1031 a multifamily u live/d in?

7 Replies

I just recalled that when in NYC i needed(?) to use an attorney to close on my long-term multifam flip (usually at 2 yrs owned/lived in) and usually the first words out of lawyers mouth was 'why don't u do a 1031 even exchange?' or something like that.

i never really paid attention to the particulars as to what and what can't be 1031, despite being in RE for a decade. or, i keep forgetting and too lazy to refresh.

 so what is it, i forget.. it has to be an investment property and can't be your primary residence? 

Your primary residence will not qualify for a 1031. The property must be held for investment. You will have to convert it to investment first. Speak w a 1031 specialist about how long to hold for investment before completing the 1031 exchange but two years or at a minimum two tax periods (one year and one day) is a good rule of thumb.

Assuming you lived there for 2 years the tax treatment is more generous for your primary residence than it is for an investment property.  You won't owe anything on the gains if it is less than 250K and you didn't rent the property out.  This is a better deal than the 1031 which will defer the taxes on the gains.

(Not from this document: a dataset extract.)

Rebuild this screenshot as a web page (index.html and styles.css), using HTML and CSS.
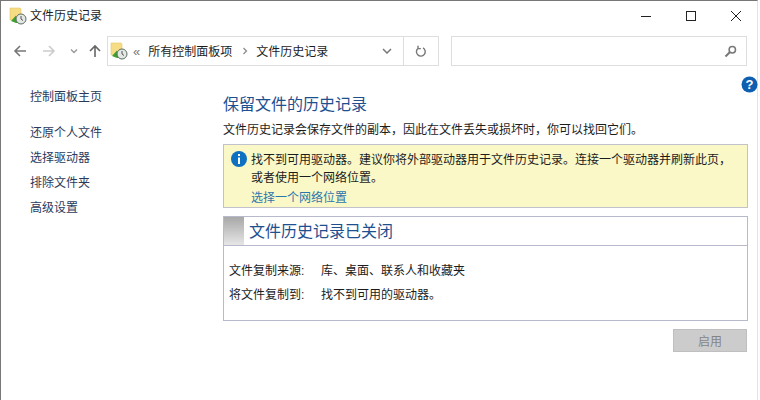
FILE: index.html
```html
<!DOCTYPE html>
<html lang="zh-CN">

<head>
    <title>文件历史记录</title>
    <meta charset="UTF-8" />
    <link rel="stylesheet" href="styles.css">
</head>

<body>
    <div class="window">
        <div class="titlebar">
            <svg class="app-icon" width="18" height="18" viewBox="0 0 18 18">
                <use href="#history-icon" />
            </svg>
            <span class="title-text">文件历史记录</span>
            <div class="win-controls">
                <svg width="12" height="12" viewBox="0 0 12 12">
                    <path d="M1 6.5H11" stroke="#222" stroke-width="1" fill="none" />
                </svg>
                <svg width="12" height="12" viewBox="0 0 12 12">
                    <rect x="1.5" y="1.5" width="9" height="9" stroke="#222" stroke-width="1" fill="none" />
                </svg>
                <svg width="12" height="12" viewBox="0 0 12 12">
                    <path d="M1 1L11 11M11 1L1 11" stroke="#222" stroke-width="1" fill="none" />
                </svg>
            </div>
        </div>

        <div class="navbar">
            <div class="nav-buttons">
                <svg width="14" height="14" viewBox="0 0 14 14">
                    <path d="M13 7H2M7 2L2 7L7 12" stroke="#777" stroke-width="1.6" fill="none" />
                </svg>
                <svg class="nav-forward" width="14" height="14" viewBox="0 0 14 14">
                    <path d="M1 7H12M7 2L12 7L7 12" stroke="#ccc" stroke-width="1.6" fill="none" />
                </svg>
                <svg class="nav-recent" width="8" height="6" viewBox="0 0 8 6">
                    <path d="M1 1.5L4 4.5L7 1.5" stroke="#999" stroke-width="1.4" fill="none" />
                </svg>
                <svg class="nav-up" width="14" height="14" viewBox="0 0 14 14">
                    <path d="M7 13V2M2 7L7 2L12 7" stroke="#666" stroke-width="1.6" fill="none" />
                </svg>
            </div>
            <div class="address">
                <svg class="app-icon" width="18" height="18" viewBox="0 0 18 18">
                    <use href="#history-icon" />
                </svg>
                <span class="crumb-more">«</span>
                <span class="crumb">所有控制面板项</span>
                <svg class="crumb-sep" width="6" height="8" viewBox="0 0 6 8">
                    <path d="M1.5 1L4.5 4L1.5 7" stroke="#888" stroke-width="1.2" fill="none" />
                </svg>
                <span class="crumb">文件历史记录</span>
                <div class="address-drop">
                    <svg width="10" height="6" viewBox="0 0 10 6">
                        <path d="M1 1L5 5L9 1" stroke="#777" stroke-width="1.5" fill="none" />
                    </svg>
                </div>
                <div class="address-refresh">
                    <svg width="12" height="13" viewBox="0 0 12 13">
                        <path d="M3.2 3.2A4.4 4.4 0 1 0 8 2.9M3 0.8V3.6H5.8" stroke="#777" stroke-width="1.4" fill="none" />
                    </svg>
                </div>
            </div>
            <div class="search">
                <svg width="13" height="13" viewBox="0 0 13 13">
                    <circle cx="8.3" cy="4.7" r="3.2" stroke="#777" stroke-width="1.5" fill="none" />
                    <path d="M6 7L1.5 11.5" stroke="#777" stroke-width="2" fill="none" />
                </svg>
            </div>
        </div>

        <div class="help-row">
            <svg width="17" height="17" viewBox="0 0 17 17">
                <circle cx="8.5" cy="8.5" r="8" fill="#0f5fb0" />
                <text x="8.5" y="13" class="help-mark">?</text>
            </svg>
        </div>

        <div class="content">
            <div class="sidebar">
                <a class="side-home">控制面板主页</a>
                <a>还原个人文件</a>
                <a>选择驱动器</a>
                <a>排除文件夹</a>
                <a>高级设置</a>
            </div>

            <div class="main">
                <div class="heading">保留文件的历史记录</div>
                <p class="intro">文件历史记录会保存文件的副本，因此在文件丢失或损坏时，你可以找回它们。</p>

                <div class="notice">
                    <svg class="notice-icon" width="16" height="16" viewBox="0 0 16 16">
                        <circle cx="8" cy="8" r="8" fill="#0e70c0" />
                        <rect x="7" y="3" width="2" height="2" fill="#fff" />
                        <rect x="7" y="6.5" width="2" height="6.5" fill="#fff" />
                    </svg>
                    <div class="notice-text">
                        <p>找不到可用驱动器。建议你将外部驱动器用于文件历史记录。连接一个驱动器并刷新此页，<br>或者使用一个网络位置。</p>
                        <a class="notice-link">选择一个网络位置</a>
                    </div>
                </div>

                <div class="panel">
                    <div class="panel-head">
                        <div class="panel-swatch"></div>
                        <div class="panel-title">文件历史记录已关闭</div>
                    </div>
                    <div class="panel-body">
                        <div class="panel-row"><span class="row-label">文件复制来源:</span><span>库、桌面、联系人和收藏夹</span></div>
                        <div class="panel-row"><span class="row-label">将文件复制到:</span><span>找不到可用的驱动器。</span></div>
                    </div>
                </div>

                <div class="actions">
                    <button class="enable-btn" disabled>启用</button>
                </div>
            </div>
        </div>
    </div>

    <svg class="icon-defs" width="0" height="0">
        <symbol id="history-icon" viewBox="0 0 18 18">
            <path d="M1 1H11L12 2V13H1Z" fill="#f6dc84" stroke="#e8c766" stroke-width="0.6" />
            <path d="M2 14L7 8.5V11.5H10V16H7Z" fill="#3fa02e" />
            <circle cx="12" cy="12" r="5" fill="#e4e8e4" stroke="#5d6b60" stroke-width="1" />
            <path d="M12 9V12L14 13.5" stroke="#444" stroke-width="0.9" fill="none" />
        </symbol>
    </svg>
</body>

</html>
```

FILE: styles.css
```css
* {
    box-sizing: border-box;
}

html,
body {
    margin: 0;
    padding: 0;
    background: #fff;
}

body {
    width: 760px;
    height: 400px;
    overflow: hidden;
    font-family: "Liberation Sans", "Noto Sans CJK SC", sans-serif;
    font-size: 12px;
    color: #1c1c1c;
}

p {
    margin: 0;
}

.window {
    width: 758px;
    height: 400px;
    border-top: 1px solid #777;
    border-left: 1px solid #777;
    border-right: 1px solid #e2e2e2;
}

.icon-defs {
    display: block;
}

/* title bar */
.titlebar {
    display: flex;
    align-items: center;
    height: 30px;
    padding-left: 8px;
}

.title-text {
    margin-left: 3px;
    line-height: 30px;
}

.win-controls {
    display: flex;
    gap: 33px;
    margin-left: auto;
    margin-right: 15px;
    margin-top: 0;
}

/* nav bar */
.navbar {
    display: flex;
    align-items: center;
    height: 30px;
    margin-top: 5px;
}

.nav-buttons {
    display: flex;
    align-items: center;
    width: 106px;
    padding-left: 12px;
}

.nav-forward {
    margin-left: 15px;
}

.nav-recent {
    margin-left: 14px;
}

.nav-up {
    margin-left: 10px;
}

.address {
    display: flex;
    align-items: center;
    width: 332px;
    height: 30px;
    border: 1px solid #dedede;
    padding-left: 2px;
}

.crumb-more {
    margin-left: 5px;
    color: #777;
    font-size: 13px;
}

.crumb {
    margin-left: 8px;
    padding-bottom: 2px;
}

.crumb-sep {
    margin-left: 10px;
}

.crumb-sep + .crumb {
    margin-left: 8px;
}

.address-drop {
    display: flex;
    align-items: center;
    justify-content: center;
    width: 34px;
    height: 28px;
    margin-left: auto;
    border-right: 1px solid #dedede;
}

.address-refresh {
    display: flex;
    align-items: center;
    justify-content: center;
    width: 34px;
    height: 28px;
}

.search {
    display: flex;
    align-items: center;
    justify-content: flex-end;
    width: 296px;
    height: 30px;
    margin-left: 12px;
    border: 1px solid #dedede;
    padding-right: 9px;
}

.help-row {
    display: flex;
    justify-content: flex-end;
    height: 17px;
    margin-top: 10px;
    margin-right: -1px;
}

/* content */
.content {
    display: flex;
}

.sidebar {
    display: flex;
    flex-direction: column;
    width: 222px;
    margin-top: -8px;
    padding-left: 29px;
    color: #2b3a5c;
    line-height: 25px;
}

.side-home {
    margin-bottom: 11px;
}

.main {
    width: 525px;
}

.heading {
    font-size: 16px;
    line-height: 24px;
    color: #1e4f8f;
}

.intro {
    margin-top: 3px;
    line-height: 20px;
}

.notice {
    display: flex;
    height: 64px;
    margin-top: 4px;
    padding: 6px 0 0 7px;
    background: #fbf8c8;
    border: 1px solid #c2c2cc;
}

.notice-icon {
    flex: none;
    margin-top: 0;
}

.notice-text {
    margin-left: 4px;
    line-height: 18px;
}

.notice-link {
    display: block;
    margin-top: 2px;
    color: #2b76ac;
}

.panel {
    height: 105px;
    margin-top: 8px;
    border: 1px solid #b9b9cc;
}

.panel-head {
    display: flex;
    height: 29px;
    border-bottom: 1px solid #b9b9cc;
}

.panel-swatch {
    width: 20px;
    background: linear-gradient(#a8a8a8, #e6e6e6);
}

.panel-title {
    margin-left: 5px;
    font-size: 16px;
    line-height: 30px;
    color: #1e4f8f;
}

.panel-body {
    padding: 13px 0 0 5px;
}

.panel-row {
    display: flex;
    line-height: 24px;
}

.row-label {
    width: 92px;
}

.actions {
    display: flex;
    justify-content: flex-end;
    margin-top: 8px;
}

.enable-btn {
    width: 74px;
    height: 23px;
    margin-right: 1px;
    padding: 0;
    border: 1px solid #bfbfbf;
    background: #cccccc;
    color: #858585;
    font: inherit;
}

.help-mark {
    font-size: 13px;
    font-weight: bold;
    fill: #fff;
    text-anchor: middle;
}
```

I think the structure of the deal would be to treat your unit as a sale of your primary residence and the rest of the units would be in a 1031 exchange.  This would give you a little bit of flexibility in the property that you acquire since you could pull out the proceeds from your unit without a tax impact - however you need to make sure that all proceeds - cash and paid off mortgages stay in the exchange and are used to acquire the next property.

I would start off with an accountant who specializes in Real Estate taxes and then go to a lawyer to implement the 1031.  

Hi Neil,

It is a tax-deferred strategy that allows you to sell your current multifamily property and defer the payment of your capital gain taxes, depreciation recapture taxes and avoid the Medicare Surcharge taxes if you reinvest in one or more replacement properties via a 1031 Exchange transaction.

You must have the intent to hold for rental or investment purposes.  Flips do not qualify, so be careful when you say long-term flip.  Properties bought for rehab/flip are held for sale (as opposed to held for investment) and do not qualify for 1031 Exchange treatment. 

Account Closed

The primary residence exclusion is more generous. If you have lived in a property you own for 2 out of the previous 5 year period you can sell it and take the first 250K in profit tax free.  It is 500K if you are marred. 

 However, because of the mixed use of your properties you have the opportunity to take both the sec 121 exclusion and do a sec 1031 exchange on the rest.  Your acct should have allocated the property between personal and investment use.  You can use an attorney experienced in 1031 exchanges if they are an unrelated party to you by business or blood relationship.  There are numbers of specialized qualified intermediary firms for 1031 exchanges as well.

Originally posted by @Dave Foster :

@Neil G.

The primary residence exclusion is more generous. If you have lived in a property you own for 2 out of the previous 5 year period you can sell it and take the first 250K in profit tax free.  It is 500K if you are marred. 

 However, because of the mixed use of your properties you have the opportunity to take both the sec 121 exclusion and do a sec 1031 exchange on the rest.  Your acct should have allocated the property between personal and investment use.  You can use an attorney experienced in 1031 exchanges if they are an unrelated party to you by business or blood relationship.  There are numbers of specialized qualified intermediary firms for 1031 exchanges as well.

 I've always preferred the capital gains exclusion (thus my reason for holding flips for 2yrs, as mentioned early in my OP) over the 1031 exchange but this sounds like an awesome mixed-use hybrid allocation to explore in future multi-fams lived in, even just a duplex! I would imagine the bare minimum would be that the past 2 yrs tax return would reflect rental income for the investment unit(s), as well as not claim business losses etc for the primary residence unit. Thanks! =D

Hi Neil,

Again, be careful using the term "flips" whether short-term or long-term.  Your intent must be to hold for rental or investment purposes (not held for sale like rehabs/flips).  Your transaction can still be disqualified after a two year holding period if they can prove your intent was to hold for rehab/flip and not rental. 

Split use properties where you rent part of the property out and live in the other part are perfectly O.K. as long as everything is well  documented.  We assist clients with them all the time.

Thanks Bill for the caveat emptor! 

sure sucks that beauracratic entities can't seem to be okay with a property purchased for rental income for 2 years then expected to be exchanged after the 2 years since most young adults nowadays nationally tend to move every 2-3 years whether tenants or owners alike. (dont quote me on that rough statistics but it sure seems that way!)